• **Task to carry out**
Reproduce the listing below character for character; drop every image.
+++
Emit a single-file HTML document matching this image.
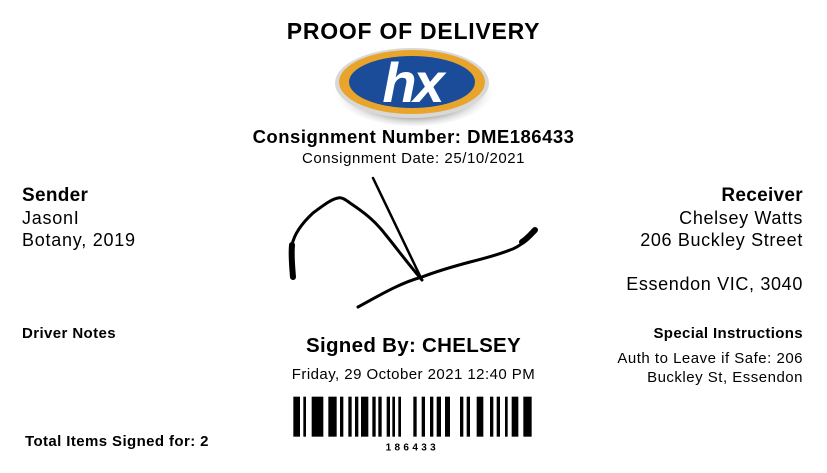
<!DOCTYPE html>
<html><head><meta charset="utf-8"><style>
body{margin:0;width:827px;height:473px;background:#fff;font-family:"Liberation Sans",Arial,sans-serif;color:#000;position:relative;overflow:hidden}
.a{position:absolute;white-space:nowrap}
.c{left:0;width:827px;text-align:center}
.r{text-align:right}
</style></head><body>
<div class="a c" style="top:18px;font-size:23px;font-weight:bold;letter-spacing:0.75px">PROOF OF DELIVERY</div>
<svg class="a" style="left:328px;top:42px" width="170" height="84" viewBox="0 0 170 84">
<defs><radialGradient id="sh" cx="50%" cy="55%" r="50%"><stop offset="0.7" stop-color="#888" stop-opacity=".6"/><stop offset="1" stop-color="#fff" stop-opacity="0"/></radialGradient></defs>
<ellipse cx="86" cy="46" rx="82" ry="38" fill="url(#sh)"/>
<ellipse cx="84" cy="41" rx="77" ry="35" fill="#d8d8d8"/>
<ellipse cx="84" cy="40" rx="73" ry="32" fill="#e9a52b"/>
<ellipse cx="84" cy="40" rx="63" ry="26" fill="#1a4c9a"/>
<text x="84" y="60" font-family="Liberation Sans" font-weight="bold" font-style="italic" font-size="56" fill="#fff" text-anchor="middle" letter-spacing="-3">hx</text>
</svg>
<div class="a c" style="top:126px;font-size:18.5px;font-weight:bold;letter-spacing:0.5px">Consignment Number: DME186433</div>
<div class="a c" style="top:150px;font-size:15px;letter-spacing:0.55px">Consignment Date: 25/10/2021</div>
<div class="a" style="left:22px;top:185px;font-size:19px;font-weight:bold;letter-spacing:0.3px">Sender</div>
<div class="a" style="left:22px;top:207px;font-size:18px;line-height:22px;letter-spacing:0.75px">JasonI<br>Botany, 2019</div>
<div class="a r" style="right:24px;top:185px;font-size:19px;font-weight:bold;letter-spacing:0.3px">Receiver</div>
<div class="a r" style="right:24px;top:207px;font-size:18px;line-height:22px;letter-spacing:0.65px">Chelsey Watts<br>206 Buckley Street<br><br>Essendon VIC, 3040</div>
<svg class="a" style="left:0;top:0" width="827" height="473" fill="none" stroke="#000" stroke-linecap="round" stroke-linejoin="round">
<path d="M293,277 C291,265 290,250 292,245 C294,235 300,225 313,213 C325,204 332,199 338,198 C342,197 346,200 350,203 C365,213 375,221 385,234 C395,246 405,260 422,280" stroke-width="3"/>
<path d="M293,277 C292,265 291,255 292,245" stroke-width="6"/>
<path d="M373,178 L422,280" stroke-width="2.5"/>
<path d="M358,307 C380,295 400,283 422,277 C440,270 455,266 470,262 C490,257 500,254 510,250 C522,246 528,238 535,230" stroke-width="3"/>
<path d="M522,242 C528,238 531,234 535,230" stroke-width="6"/>
</svg>
<div class="a" style="left:22px;top:325px;font-size:15px;font-weight:bold;letter-spacing:0.4px">Driver Notes</div>
<div class="a c" style="top:334px;font-size:20.5px;font-weight:bold;letter-spacing:0.3px">Signed By: CHELSEY</div>
<div class="a c" style="top:366px;font-size:15px;letter-spacing:0.45px">Friday, 29 October 2021 12:40 PM</div>
<div class="a r" style="right:24px;top:325px;font-size:15px;font-weight:bold;letter-spacing:0.35px">Special Instructions</div>
<div class="a r" style="right:24px;top:349px;font-size:15px;line-height:19px;letter-spacing:0.5px">Auth to Leave if Safe: 206<br>Buckley St, Essendon</div>
<div class="a" style="left:25px;top:433px;font-size:15px;font-weight:bold;letter-spacing:0.4px">Total Items Signed for: 2</div>
<svg class="a" style="left:285px;top:390px" width="260" height="70" viewBox="0 0 780 210">
<g fill="#000">
<rect x="25" y="20" width="20" height="120"/><rect x="55" y="20" width="8" height="120"/><rect x="80" y="20" width="35" height="120"/><rect x="130" y="20" width="25" height="120"/><rect x="165" y="20" width="10" height="120"/><rect x="190" y="20" width="10" height="120"/><rect x="210" y="20" width="10" height="120"/><rect x="228" y="20" width="22" height="120"/><rect x="262" y="20" width="10" height="120"/><rect x="280" y="20" width="10" height="120"/><rect x="305" y="20" width="10" height="120"/><rect x="322" y="20" width="8" height="120"/><rect x="340" y="20" width="8" height="120"/><rect x="385" y="20" width="10" height="120"/><rect x="410" y="20" width="10" height="120"/><rect x="435" y="20" width="10" height="120"/><rect x="455" y="20" width="13" height="120"/><rect x="480" y="20" width="15" height="120"/><rect x="525" y="20" width="10" height="120"/><rect x="545" y="20" width="10" height="120"/><rect x="575" y="20" width="20" height="120"/><rect x="615" y="20" width="10" height="120"/><rect x="635" y="20" width="10" height="120"/><rect x="660" y="20" width="8" height="120"/><rect x="680" y="20" width="20" height="120"/><rect x="715" y="20" width="25" height="120"/>
</g>
<text x="382" y="182" font-family="Liberation Sans" font-size="30" font-weight="bold" text-anchor="middle" letter-spacing="10">186433</text>
</svg>
</body></html>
+++
• **Task output**
Emit a single-file HTML document matching this image.
<!DOCTYPE html>
<html><head><meta charset="utf-8"><style>
body{margin:0;width:827px;height:473px;background:#fff;font-family:"Liberation Sans",Arial,sans-serif;color:#000;position:relative;overflow:hidden}
.a{position:absolute;white-space:nowrap}
.c{left:0;width:827px;text-align:center}
.r{text-align:right}
</style></head><body>
<div class="a c" style="top:18px;font-size:23px;font-weight:bold;letter-spacing:0.75px">PROOF OF DELIVERY</div>
<svg class="a" style="left:328px;top:42px" width="170" height="84" viewBox="0 0 170 84">
<defs><radialGradient id="sh" cx="50%" cy="55%" r="50%"><stop offset="0.7" stop-color="#888" stop-opacity=".6"/><stop offset="1" stop-color="#fff" stop-opacity="0"/></radialGradient></defs>
<ellipse cx="86" cy="46" rx="82" ry="38" fill="url(#sh)"/>
<ellipse cx="84" cy="41" rx="77" ry="35" fill="#d8d8d8"/>
<ellipse cx="84" cy="40" rx="73" ry="32" fill="#e9a52b"/>
<ellipse cx="84" cy="40" rx="63" ry="26" fill="#1a4c9a"/>
<text x="84" y="60" font-family="Liberation Sans" font-weight="bold" font-style="italic" font-size="56" fill="#fff" text-anchor="middle" letter-spacing="-3">hx</text>
</svg>
<div class="a c" style="top:126px;font-size:18.5px;font-weight:bold;letter-spacing:0.5px">Consignment Number: DME186433</div>
<div class="a c" style="top:150px;font-size:15px;letter-spacing:0.55px">Consignment Date: 25/10/2021</div>
<div class="a" style="left:22px;top:185px;font-size:19px;font-weight:bold;letter-spacing:0.3px">Sender</div>
<div class="a" style="left:22px;top:207px;font-size:18px;line-height:22px;letter-spacing:0.75px">JasonI<br>Botany, 2019</div>
<div class="a r" style="right:24px;top:185px;font-size:19px;font-weight:bold;letter-spacing:0.3px">Receiver</div>
<div class="a r" style="right:24px;top:207px;font-size:18px;line-height:22px;letter-spacing:0.65px">Chelsey Watts<br>206 Buckley Street<br><br>Essendon VIC, 3040</div>
<svg class="a" style="left:0;top:0" width="827" height="473" fill="none" stroke="#000" stroke-linecap="round" stroke-linejoin="round">
<path d="M293,277 C291,265 290,250 292,245 C294,235 300,225 313,213 C325,204 332,199 338,198 C342,197 346,200 350,203 C365,213 375,221 385,234 C395,246 405,260 422,280" stroke-width="3"/>
<path d="M293,277 C292,265 291,255 292,245" stroke-width="6"/>
<path d="M373,178 L422,280" stroke-width="2.5"/>
<path d="M358,307 C380,295 400,283 422,277 C440,270 455,266 470,262 C490,257 500,254 510,250 C522,246 528,238 535,230" stroke-width="3"/>
<path d="M522,242 C528,238 531,234 535,230" stroke-width="6"/>
</svg>
<div class="a" style="left:22px;top:325px;font-size:15px;font-weight:bold;letter-spacing:0.4px">Driver Notes</div>
<div class="a c" style="top:334px;font-size:20.5px;font-weight:bold;letter-spacing:0.3px">Signed By: CHELSEY</div>
<div class="a c" style="top:366px;font-size:15px;letter-spacing:0.45px">Friday, 29 October 2021 12:40 PM</div>
<div class="a r" style="right:24px;top:325px;font-size:15px;font-weight:bold;letter-spacing:0.35px">Special Instructions</div>
<div class="a r" style="right:24px;top:349px;font-size:15px;line-height:19px;letter-spacing:0.5px">Auth to Leave if Safe: 206<br>Buckley St, Essendon</div>
<div class="a" style="left:25px;top:433px;font-size:15px;font-weight:bold;letter-spacing:0.4px">Total Items Signed for: 2</div>
<svg class="a" style="left:285px;top:390px" width="260" height="70" viewBox="0 0 780 210">
<g fill="#000">
<rect x="25" y="20" width="20" height="120"/><rect x="55" y="20" width="8" height="120"/><rect x="80" y="20" width="35" height="120"/><rect x="130" y="20" width="25" height="120"/><rect x="165" y="20" width="10" height="120"/><rect x="190" y="20" width="10" height="120"/><rect x="210" y="20" width="10" height="120"/><rect x="228" y="20" width="22" height="120"/><rect x="262" y="20" width="10" height="120"/><rect x="280" y="20" width="10" height="120"/><rect x="305" y="20" width="10" height="120"/><rect x="322" y="20" width="8" height="120"/><rect x="340" y="20" width="8" height="120"/><rect x="385" y="20" width="10" height="120"/><rect x="410" y="20" width="10" height="120"/><rect x="435" y="20" width="10" height="120"/><rect x="455" y="20" width="13" height="120"/><rect x="480" y="20" width="15" height="120"/><rect x="525" y="20" width="10" height="120"/><rect x="545" y="20" width="10" height="120"/><rect x="575" y="20" width="20" height="120"/><rect x="615" y="20" width="10" height="120"/><rect x="635" y="20" width="10" height="120"/><rect x="660" y="20" width="8" height="120"/><rect x="680" y="20" width="20" height="120"/><rect x="715" y="20" width="25" height="120"/>
</g>
<text x="382" y="182" font-family="Liberation Sans" font-size="30" font-weight="bold" text-anchor="middle" letter-spacing="10">186433</text>
</svg>
</body></html>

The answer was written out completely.